President Obama didn’t exactly walk away from Arizona Gov. Jan Brewer (R) during their disagreement on Wednesday on an airport tarmac near Phoenix, said one of the only people to witness the exchange up close. The president simply began talking to the other two elected officials who were there to greet him.Mayor Scott Smith of Mesa, Ariz., declined to say exactly what he heard Obama and Brewer talk about during their now-infamous tiff next to Air Force One.
But the mayor said he was standing right next to the governor when the exchange took place and Obama didn’t seem to be in any kind of hurry to leave.
“There was no sense that he was running to or from anything,” Smith told TPM. In fact, he said, the president stayed and had a pleasant conversation with Smith, who’s a Republican, and Phoenix Mayor Greg Stanton, a Democrat.
It was “just the four of us,” Smith said. “Mayor Stanton and I had a decent talk with him.”
The portrayal of a calm, friendly president seems to at least partly contradict what Brewer has said about the encounter in numerous interviews since Wednesday afternoon. She described the president as “tense” and said he walked away from her while she was in mid-sentence. She told a Phoenix television station she felt “a little bit threatened” by the encounter.
Obama was in the area to tour a nearby Intel chip manufacturing plant and to promote his jobs strategy. But after landing in Mesa, the president somehow ended up talking to Brewer about a book she wrote last year.

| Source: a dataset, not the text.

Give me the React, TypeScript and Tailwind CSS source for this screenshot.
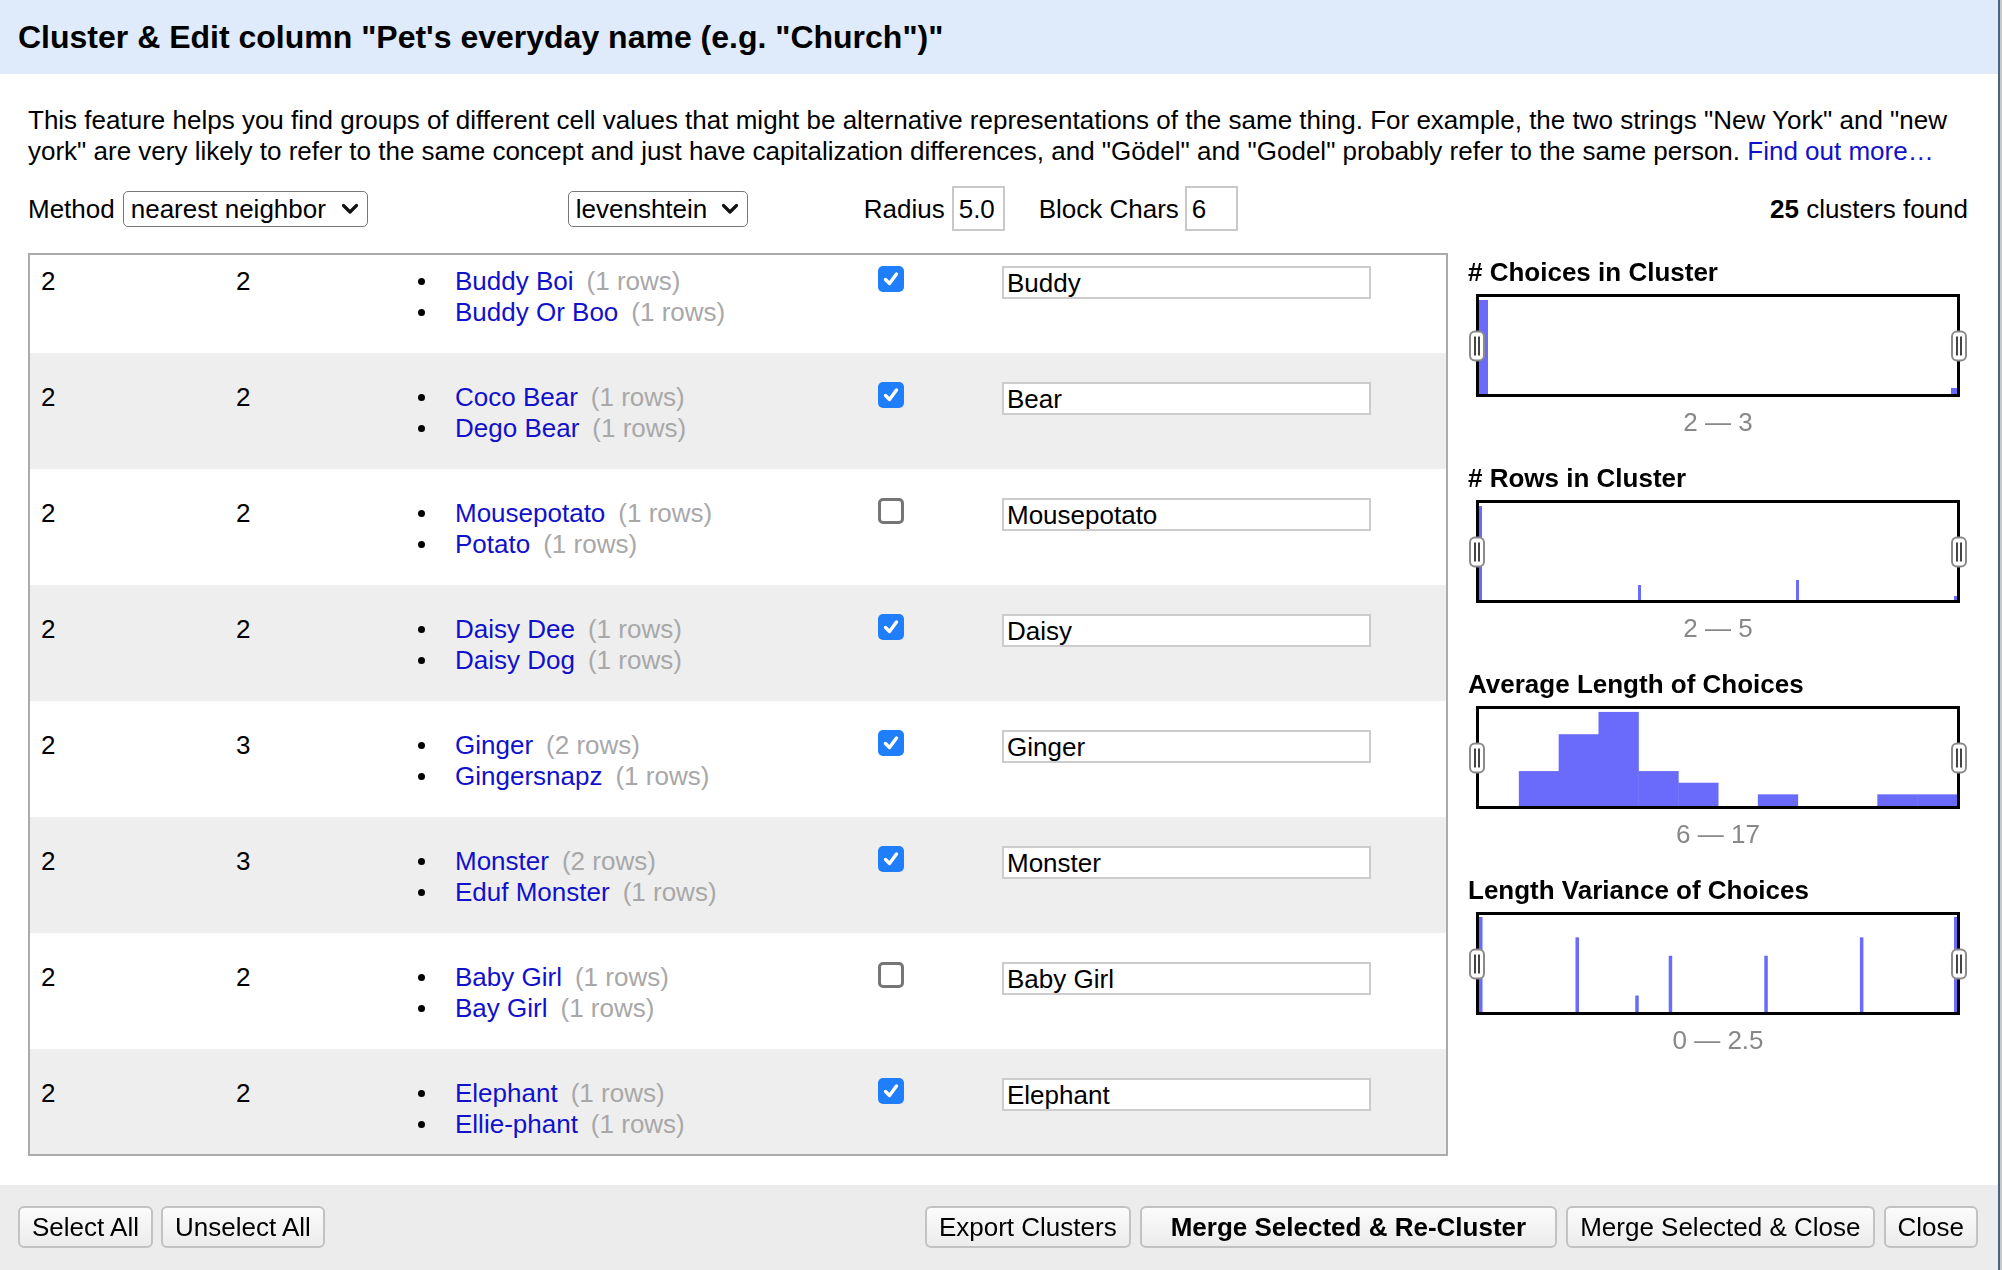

Both the governor and White House have said the discussion involved a disagreement about how the book portrayed a June 2010 meeting between Brewer and Obama. A photo of the encounter shows Brewer pointing her finger at the president after handing him a letter she had written.
“It was somewhat of an animated discussion,” Smith said on Thursday. “It revolved around the presentation of the letter…Other than that, I don’t want to get into specifics.”
Smith described the situation as an “awkward moment” but little more than that. He expected the meeting to involve casual pleasantries, not a sticky encounter. “You don’t expect to see that at the bottom of the stairs of Air Force One,” he said.
Smith was disappointed that a small dispute was getting more press than some of the region’s success stories like the Phoenix-Mesa Gateway Airport, where the confrontation took place and which has grown exponentially even in the midst of the economic downturn.
He said he was glad the president came to town to highlight Intel and wished the focus could have remained there.
“It was an honor to be able to welcome the president to Mesa, to Arizona,” Smith said, “and I hoped that this little episode between the governor and the president didn’t overshadow all the great things that are going on in the middle of this recession.”